2) REACH-style restrictions in articles (especially plastics and soft parts)
A huge portion of product chemical risk lives in flexible plastics and “soft-touch” components. The usual suspects are plasticizers and additives used to achieve flexibility, durability, or flame resistance.
- High-risk product elements include:
- grips, gaskets, seals, soft housings
- flexible cables, strain reliefs, molded boots
- coatings, inks, labels, adhesives
These materials may look harmless, but small formulation changes can introduce restricted substances. This is one of the reasons recycled plastics and mixed feedstocks require extra care: you may not control every input.
3) POPs-style restrictions (persistent pollutants)

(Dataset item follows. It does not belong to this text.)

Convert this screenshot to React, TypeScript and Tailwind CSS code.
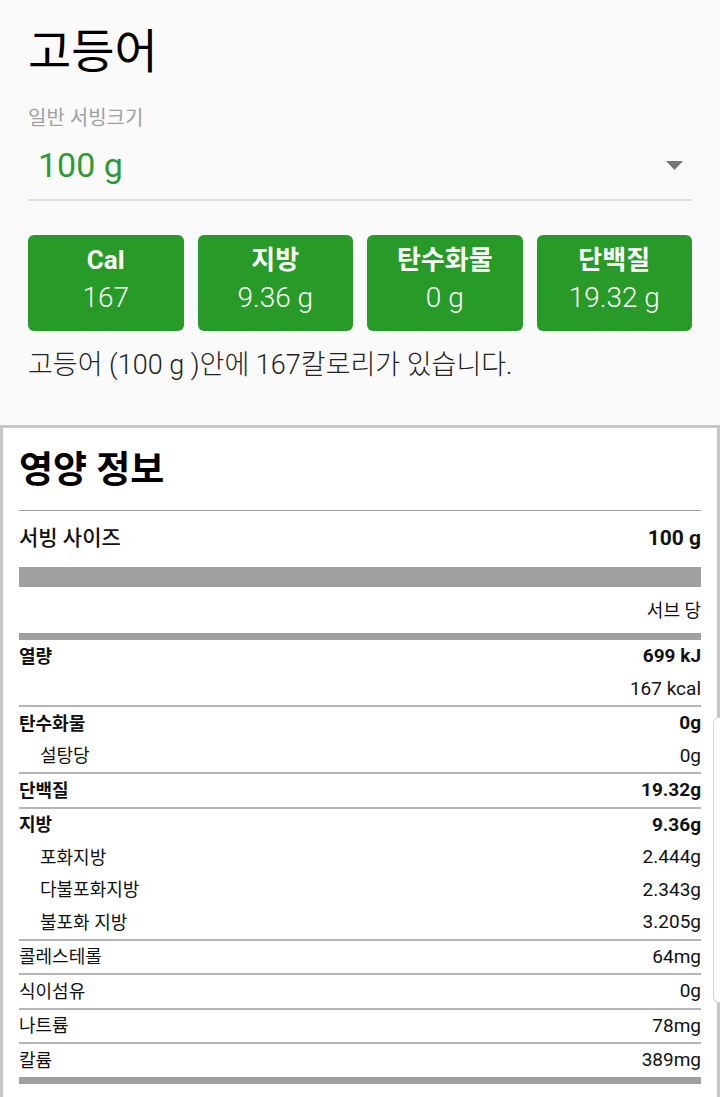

Persistent pollutants are chemicals that stick around in the environment and build up over time. For manufacturers, the practical takeaway is simple: certain older additive packages in polymers—especially in cables and flexible materials—can create compliance nightmares.
Where POPs risk often hides:
- cable jackets and wire insulation
- flexible housings and protective sleeves
- flame-retarded plastics
- some legacy industrial components
A company may unknowingly inherit this risk through “equivalent” materials, distributor substitutions, or older stock.
4) Warning-based frameworks (like exposure warnings)
Some rules focus less on whether a chemical is present and more on whether consumer exposure is possible and properly communicated. A product might be legal to sell if it carries the right warning and the company has done the right evaluation.
This is where many brands get tripped up:
They assume “not banned” means “no warning needed.”
They don’t assess realistic exposure routes (touch, wear, migration, handling).
They don’t keep records showing how they reached their decision.
Why hazardous-product issues keep happening
Even experienced manufacturers fall into the same traps:
- Documentation gaps
- No complete flat BOM
- No material declarations tied to each part
- Certificates that are outdated, generic, or not product-specific
- “We comply” statements without limits, test methods, or revision control
- Changes that bypass compliance
- Supplier changes resin or additive package
- Factory changes plating line or pigment source
- Procurement approves “equivalent” parts
- A distributor ships an alternate part number
- Engineering tweaks a design and introduces a new adhesive, ink, or coating
- These changes are common—and they’re exactly why compliance needs a change-control process.
- Testing that’s too narrow (or too late)
If you want the fastest risk reduction, focus here:
Cables and wire insulation
A frequent source of restricted additives and legacy formulations.
Flexible plastics (PVC-like feel, soft-touch parts)
High likelihood of plasticizers and complex additive packages.
Coatings, paints, inks, labels
Small mass, big regulatory impact—especially if pigments or curing chemistries are problematic.
Metal finishes and plating
Finishes can introduce restricted substances even when base metal is fine.
Adhesives and sealants
Often overlooked, often proprietary, sometimes high-risk.
Recycled polymers
Great sustainability story—until contamination introduces restricted chemicals.
How to prevent your product from becoming the next “hazardous product” story
Build a compliance-ready BOM (not just an engineering BOM)
Your BOM should connect each part to:
- supplier name + part number
- material type
- finish/coating (if any)
- compliance evidence (declaration, test report, material disclosure)
- revision date and who approved it
- If a part changes, the compliance status must be re-evaluated—not assumed.